● Supplied records:
════════════════════

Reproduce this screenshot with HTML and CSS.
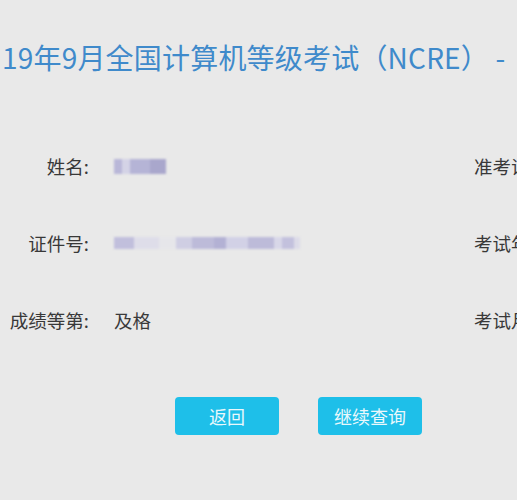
FILE: index.html
```html
<!DOCTYPE html>
<html lang="zh-CN">
<head>
<meta charset="utf-8">
<link rel="stylesheet" href="styles.css">
</head>
<body>
<div class="page">
  <h1 class="title">19年9月全国计算机等级考试（NCRE） -</h1>
  <div class="rows">
    <div class="row">
      <div class="label">姓名:</div>
      <div class="value"><span class="blur blur-name"></span></div>
      <div class="rlabel">准考证号:</div>
    </div>
    <div class="row">
      <div class="label">证件号:</div>
      <div class="value"><span class="blur blur-id"></span></div>
      <div class="rlabel">考试年份:</div>
    </div>
    <div class="row">
      <div class="label">成绩等第:</div>
      <div class="value text">及格</div>
      <div class="rlabel">考试月份:</div>
    </div>
  </div>
  <div class="actions">
    <button class="btn">返回</button>
    <button class="btn">继续查询</button>
  </div>
</div>
</body>
</html>
```
FILE: styles.css
```css
html, body {
  margin: 0;
  padding: 0;
  background: #e9e9e9;
  overflow: hidden;
}
.page {
  width: 517px;
  height: 500px;
  overflow: hidden;
  font-family: "Noto Sans CJK SC", "Noto Sans", sans-serif;
}
.title {
  margin: 0;
  padding: 38px 0 0 2px;
  font-size: 28px;
  font-weight: 400;
  line-height: 38px;
  letter-spacing: 0.2px;
  color: #3f8acb;
  white-space: nowrap;
}
.rows {
  margin-top: 77px;
  display: flex;
  flex-direction: column;
  gap: 51px;
}
.row {
  display: grid;
  grid-template-columns: 89px 335px auto;
  column-gap: 25px;
  align-items: center;
  height: 26px;
  font-size: 18.5px;
  color: #383838;
  white-space: nowrap;
}
.label {
  text-align: right;
}
.value {
  display: flex;
  align-items: center;
}
.text {
  color: #3a3a3a;
}
.rlabel {
  overflow: hidden;
}
.blur {
  display: block;
  height: 15px;
  filter: blur(1px);
}
.blur-name {
  width: 52px;
  background: linear-gradient(90deg,
    #b9b7d8 0 8px, #d4d3e6 8px 16px, #b5b4d6 16px 36px, #a9a7cc 36px 52px);
}
.blur-id {
  width: 186px;
  height: 12px;
  background: linear-gradient(90deg,
    #c1bfdc 0 20px, #dedde9 20px 45px, #e6e6ea 45px 62px,
    #cfcee3 62px 78px, #bdbbd9 78px 100px, #b3b1d4 100px 112px,
    #d2d1e6 112px 134px, #bdbbd9 134px 160px, #d8d7e8 160px 168px,
    #c3c1dd 168px 180px, #dcdbe8 180px 186px);
}
.actions {
  margin-top: 64px;
  display: flex;
  gap: 39px;
  padding-left: 175px;
}
.btn {
  width: 104px;
  height: 38px;
  border: none;
  border-radius: 4px;
  background: #1ebfe9;
  color: #eaf8fc;
  font-family: "Noto Sans CJK SC", sans-serif;
  font-size: 18px;
  padding: 0;
}
```
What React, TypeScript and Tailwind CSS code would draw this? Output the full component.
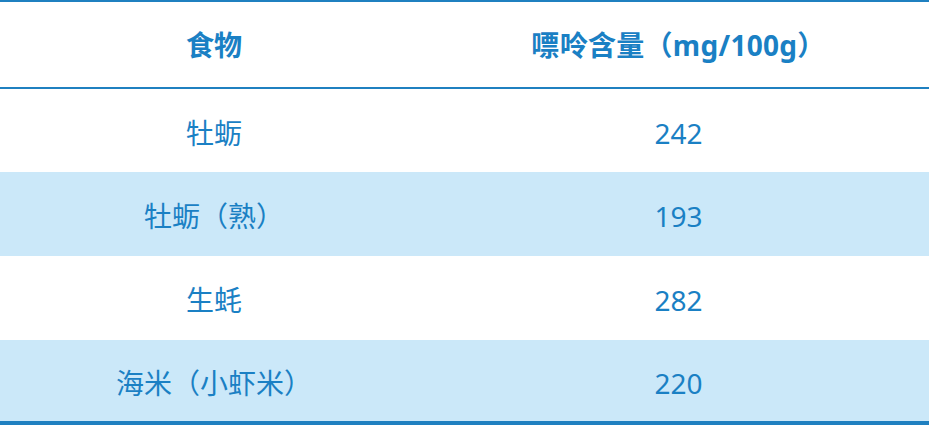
import React from "react";

const rows = [
  { food: "牡蛎", value: "242", h: "h-[83px]", shade: false },
  { food: "牡蛎（熟）", value: "193", h: "h-[84px]", shade: true },
  { food: "生蚝", value: "282", h: "h-[84px]", shade: false },
  { food: "海米（小虾米）", value: "220", h: "h-[81px]", shade: true },
];

export default function App() {
  return (
    <div
      className="w-[929px] h-[425px] bg-white text-[#1a80c4] overflow-hidden"
      style={{ fontFamily: '"Noto Sans", "Noto Sans CJK SC", sans-serif' }}
    >
      <div className="border-t-2 border-b-4 border-[#1f80c0]">
        {/* header */}
        <div className="flex h-[87px] items-center border-b-2 border-[#1f80c0] text-[28px] font-bold">
          <div className="w-[428px] text-center">食物</div>
          <div className="flex-1 text-center tracking-[0.3px]">嘌呤含量（mg/100g）</div>
        </div>
        {rows.map((r) => (
          <div
            key={r.food}
            className={`flex items-center text-[28px] ${r.h} ${
              r.shade ? "bg-[#cbe8f9]" : "bg-white"
            }`}
          >
            <div className="w-[428px] text-center pt-1">{r.food}</div>
            <div className="flex-1 text-center pt-1">{r.value}</div>
          </div>
        ))}
      </div>
    </div>
  );
}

════════════════════

● Problem: Write out, please, the lines of the listing above from the one with "What React, TypeScript" through the very last, exactly as given and with no pictures.

● Right answer:
What React, TypeScript and Tailwind CSS code would draw this? Output the full component.
import React from "react";

const rows = [
  { food: "牡蛎", value: "242", h: "h-[83px]", shade: false },
  { food: "牡蛎（熟）", value: "193", h: "h-[84px]", shade: true },
  { food: "生蚝", value: "282", h: "h-[84px]", shade: false },
  { food: "海米（小虾米）", value: "220", h: "h-[81px]", shade: true },
];

export default function App() {
  return (
    <div
      className="w-[929px] h-[425px] bg-white text-[#1a80c4] overflow-hidden"
      style={{ fontFamily: '"Noto Sans", "Noto Sans CJK SC", sans-serif' }}
    >
      <div className="border-t-2 border-b-4 border-[#1f80c0]">
        {/* header */}
        <div className="flex h-[87px] items-center border-b-2 border-[#1f80c0] text-[28px] font-bold">
          <div className="w-[428px] text-center">食物</div>
          <div className="flex-1 text-center tracking-[0.3px]">嘌呤含量（mg/100g）</div>
        </div>
        {rows.map((r) => (
          <div
            key={r.food}
            className={`flex items-center text-[28px] ${r.h} ${
              r.shade ? "bg-[#cbe8f9]" : "bg-white"
            }`}
          >
            <div className="w-[428px] text-center pt-1">{r.food}</div>
            <div className="flex-1 text-center pt-1">{r.value}</div>
          </div>
        ))}
      </div>
    </div>
  );
}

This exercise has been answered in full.